DO THIS ▸ Write the count of lines that contain the word "index" and nothing else.

------------------------

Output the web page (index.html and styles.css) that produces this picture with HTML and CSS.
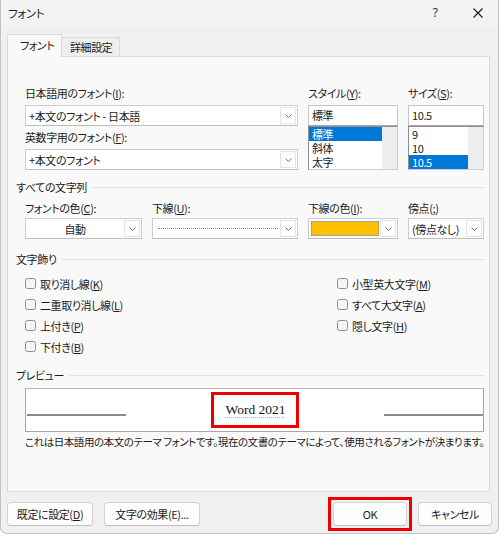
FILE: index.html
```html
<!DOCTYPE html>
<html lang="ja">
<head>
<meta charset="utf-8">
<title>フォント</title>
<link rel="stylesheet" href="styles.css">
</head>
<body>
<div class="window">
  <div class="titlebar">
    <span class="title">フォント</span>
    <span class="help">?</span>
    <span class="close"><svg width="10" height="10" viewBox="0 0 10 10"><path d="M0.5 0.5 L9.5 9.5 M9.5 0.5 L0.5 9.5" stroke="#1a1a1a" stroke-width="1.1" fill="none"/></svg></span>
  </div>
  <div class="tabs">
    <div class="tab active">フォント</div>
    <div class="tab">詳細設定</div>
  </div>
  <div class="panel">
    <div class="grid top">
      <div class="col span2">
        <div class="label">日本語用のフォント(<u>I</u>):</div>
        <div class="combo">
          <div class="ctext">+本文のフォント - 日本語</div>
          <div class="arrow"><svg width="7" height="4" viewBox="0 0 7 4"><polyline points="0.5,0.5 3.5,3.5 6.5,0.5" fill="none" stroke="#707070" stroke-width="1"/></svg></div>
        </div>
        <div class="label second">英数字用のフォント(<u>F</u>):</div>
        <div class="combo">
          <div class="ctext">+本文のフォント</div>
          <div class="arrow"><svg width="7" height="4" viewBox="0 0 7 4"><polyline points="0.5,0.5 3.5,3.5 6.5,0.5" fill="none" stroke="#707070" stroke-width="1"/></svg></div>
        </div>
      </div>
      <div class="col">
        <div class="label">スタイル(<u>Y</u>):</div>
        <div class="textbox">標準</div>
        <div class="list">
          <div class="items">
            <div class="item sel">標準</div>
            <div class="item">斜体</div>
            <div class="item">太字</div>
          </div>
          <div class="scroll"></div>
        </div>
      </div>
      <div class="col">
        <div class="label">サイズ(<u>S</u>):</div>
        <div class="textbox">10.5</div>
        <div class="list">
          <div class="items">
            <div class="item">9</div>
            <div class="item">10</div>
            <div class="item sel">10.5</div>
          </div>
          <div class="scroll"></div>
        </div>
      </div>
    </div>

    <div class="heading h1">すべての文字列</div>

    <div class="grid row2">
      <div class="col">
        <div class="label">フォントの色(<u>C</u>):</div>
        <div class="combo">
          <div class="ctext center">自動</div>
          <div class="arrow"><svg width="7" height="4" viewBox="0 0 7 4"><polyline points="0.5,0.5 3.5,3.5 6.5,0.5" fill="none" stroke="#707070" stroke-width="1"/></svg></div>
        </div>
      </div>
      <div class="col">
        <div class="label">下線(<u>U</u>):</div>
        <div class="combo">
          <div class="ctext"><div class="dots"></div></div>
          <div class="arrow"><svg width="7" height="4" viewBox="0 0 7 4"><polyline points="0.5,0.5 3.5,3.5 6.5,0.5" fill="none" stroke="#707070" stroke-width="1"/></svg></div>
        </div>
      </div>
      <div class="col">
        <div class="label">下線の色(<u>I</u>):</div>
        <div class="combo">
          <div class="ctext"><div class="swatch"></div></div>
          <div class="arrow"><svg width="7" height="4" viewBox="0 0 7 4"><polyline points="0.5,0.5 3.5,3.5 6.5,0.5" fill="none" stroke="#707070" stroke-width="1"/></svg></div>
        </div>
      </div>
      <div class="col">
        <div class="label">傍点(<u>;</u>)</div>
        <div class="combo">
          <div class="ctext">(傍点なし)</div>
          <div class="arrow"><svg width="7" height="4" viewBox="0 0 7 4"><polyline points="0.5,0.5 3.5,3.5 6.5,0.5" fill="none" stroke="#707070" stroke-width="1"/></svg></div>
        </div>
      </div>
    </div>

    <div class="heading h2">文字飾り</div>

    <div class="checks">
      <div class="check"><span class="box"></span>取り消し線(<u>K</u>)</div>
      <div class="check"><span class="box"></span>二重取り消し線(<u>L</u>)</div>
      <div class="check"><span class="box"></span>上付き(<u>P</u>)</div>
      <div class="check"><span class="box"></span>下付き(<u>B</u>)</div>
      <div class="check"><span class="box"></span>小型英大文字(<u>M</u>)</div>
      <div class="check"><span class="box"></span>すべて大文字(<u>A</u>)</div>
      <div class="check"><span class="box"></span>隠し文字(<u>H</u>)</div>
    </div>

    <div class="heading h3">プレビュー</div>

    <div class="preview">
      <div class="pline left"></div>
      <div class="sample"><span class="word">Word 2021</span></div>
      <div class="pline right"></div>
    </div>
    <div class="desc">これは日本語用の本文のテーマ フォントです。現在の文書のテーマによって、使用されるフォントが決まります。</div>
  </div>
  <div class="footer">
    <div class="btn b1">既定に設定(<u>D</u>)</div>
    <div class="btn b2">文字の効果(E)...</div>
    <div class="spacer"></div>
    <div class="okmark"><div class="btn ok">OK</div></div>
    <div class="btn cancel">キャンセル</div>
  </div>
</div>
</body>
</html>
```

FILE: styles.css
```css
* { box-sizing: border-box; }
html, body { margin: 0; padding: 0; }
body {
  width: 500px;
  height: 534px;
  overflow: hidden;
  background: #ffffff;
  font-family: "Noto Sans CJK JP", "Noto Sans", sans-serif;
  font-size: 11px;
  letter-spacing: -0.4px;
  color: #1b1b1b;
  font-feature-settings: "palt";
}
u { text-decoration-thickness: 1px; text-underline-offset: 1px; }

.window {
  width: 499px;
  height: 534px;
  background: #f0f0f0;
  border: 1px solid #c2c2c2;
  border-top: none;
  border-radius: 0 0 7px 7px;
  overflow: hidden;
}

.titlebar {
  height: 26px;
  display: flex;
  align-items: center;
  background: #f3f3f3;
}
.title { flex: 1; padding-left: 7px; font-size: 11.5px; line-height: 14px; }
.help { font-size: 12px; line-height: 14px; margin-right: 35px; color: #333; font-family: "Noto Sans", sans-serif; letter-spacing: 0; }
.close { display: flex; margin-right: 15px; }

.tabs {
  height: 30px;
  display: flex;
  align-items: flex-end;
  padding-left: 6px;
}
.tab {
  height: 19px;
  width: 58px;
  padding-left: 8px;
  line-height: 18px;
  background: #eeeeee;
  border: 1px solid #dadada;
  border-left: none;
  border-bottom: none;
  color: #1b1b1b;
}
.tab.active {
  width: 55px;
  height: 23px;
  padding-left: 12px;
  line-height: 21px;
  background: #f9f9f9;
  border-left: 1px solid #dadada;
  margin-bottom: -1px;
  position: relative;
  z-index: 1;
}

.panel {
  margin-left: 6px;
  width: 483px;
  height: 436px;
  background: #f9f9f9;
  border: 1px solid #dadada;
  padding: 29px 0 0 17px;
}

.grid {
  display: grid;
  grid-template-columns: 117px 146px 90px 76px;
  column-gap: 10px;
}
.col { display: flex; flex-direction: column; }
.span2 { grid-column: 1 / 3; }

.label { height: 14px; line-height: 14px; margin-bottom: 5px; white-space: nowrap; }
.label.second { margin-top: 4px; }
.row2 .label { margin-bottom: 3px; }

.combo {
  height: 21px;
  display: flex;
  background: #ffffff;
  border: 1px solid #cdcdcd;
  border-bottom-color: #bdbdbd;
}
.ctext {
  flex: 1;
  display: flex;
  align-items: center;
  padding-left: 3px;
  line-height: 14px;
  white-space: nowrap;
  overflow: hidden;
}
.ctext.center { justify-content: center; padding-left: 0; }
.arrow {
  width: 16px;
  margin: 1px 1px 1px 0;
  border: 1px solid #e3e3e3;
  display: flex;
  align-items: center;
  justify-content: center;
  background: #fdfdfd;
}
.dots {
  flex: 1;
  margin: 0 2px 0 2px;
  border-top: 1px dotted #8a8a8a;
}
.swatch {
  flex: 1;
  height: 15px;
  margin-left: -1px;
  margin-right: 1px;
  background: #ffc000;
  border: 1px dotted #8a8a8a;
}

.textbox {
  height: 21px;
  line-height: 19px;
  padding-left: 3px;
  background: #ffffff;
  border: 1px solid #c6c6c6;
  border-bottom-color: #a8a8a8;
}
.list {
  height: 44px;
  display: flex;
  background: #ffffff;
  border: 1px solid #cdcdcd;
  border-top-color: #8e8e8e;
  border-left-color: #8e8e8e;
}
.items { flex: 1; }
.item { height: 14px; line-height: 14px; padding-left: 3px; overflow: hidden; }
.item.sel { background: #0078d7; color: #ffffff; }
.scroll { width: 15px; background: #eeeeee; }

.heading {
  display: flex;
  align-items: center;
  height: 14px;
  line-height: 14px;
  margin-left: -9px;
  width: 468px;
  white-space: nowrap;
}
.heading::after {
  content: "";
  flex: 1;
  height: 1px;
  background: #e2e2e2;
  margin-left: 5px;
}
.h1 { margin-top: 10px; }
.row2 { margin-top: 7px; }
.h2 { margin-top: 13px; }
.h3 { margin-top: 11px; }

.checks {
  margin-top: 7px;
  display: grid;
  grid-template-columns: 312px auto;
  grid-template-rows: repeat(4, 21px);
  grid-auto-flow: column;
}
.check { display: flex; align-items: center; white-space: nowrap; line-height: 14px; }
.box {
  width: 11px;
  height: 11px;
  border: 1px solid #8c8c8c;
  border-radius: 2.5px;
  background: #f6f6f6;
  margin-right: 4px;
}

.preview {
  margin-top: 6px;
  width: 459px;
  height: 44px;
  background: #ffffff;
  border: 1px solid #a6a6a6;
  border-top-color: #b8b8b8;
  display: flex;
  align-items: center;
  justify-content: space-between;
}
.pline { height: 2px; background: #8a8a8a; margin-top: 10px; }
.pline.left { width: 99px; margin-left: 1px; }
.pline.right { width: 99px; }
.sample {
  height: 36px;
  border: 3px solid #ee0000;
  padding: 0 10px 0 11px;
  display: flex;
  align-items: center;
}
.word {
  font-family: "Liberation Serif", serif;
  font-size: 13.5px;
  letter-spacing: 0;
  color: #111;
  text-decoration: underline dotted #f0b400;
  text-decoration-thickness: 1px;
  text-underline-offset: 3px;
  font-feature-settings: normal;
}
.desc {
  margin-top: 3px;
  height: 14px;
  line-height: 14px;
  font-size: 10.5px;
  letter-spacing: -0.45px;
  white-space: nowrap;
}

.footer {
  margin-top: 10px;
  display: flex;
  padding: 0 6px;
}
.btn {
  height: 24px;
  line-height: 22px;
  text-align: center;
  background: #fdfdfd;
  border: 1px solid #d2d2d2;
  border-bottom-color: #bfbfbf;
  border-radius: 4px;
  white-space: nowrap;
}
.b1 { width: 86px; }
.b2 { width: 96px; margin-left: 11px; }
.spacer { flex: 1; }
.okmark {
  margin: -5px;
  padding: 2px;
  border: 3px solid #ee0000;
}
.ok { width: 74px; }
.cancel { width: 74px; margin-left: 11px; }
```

------------------------

THE RESPONSE ▸ 3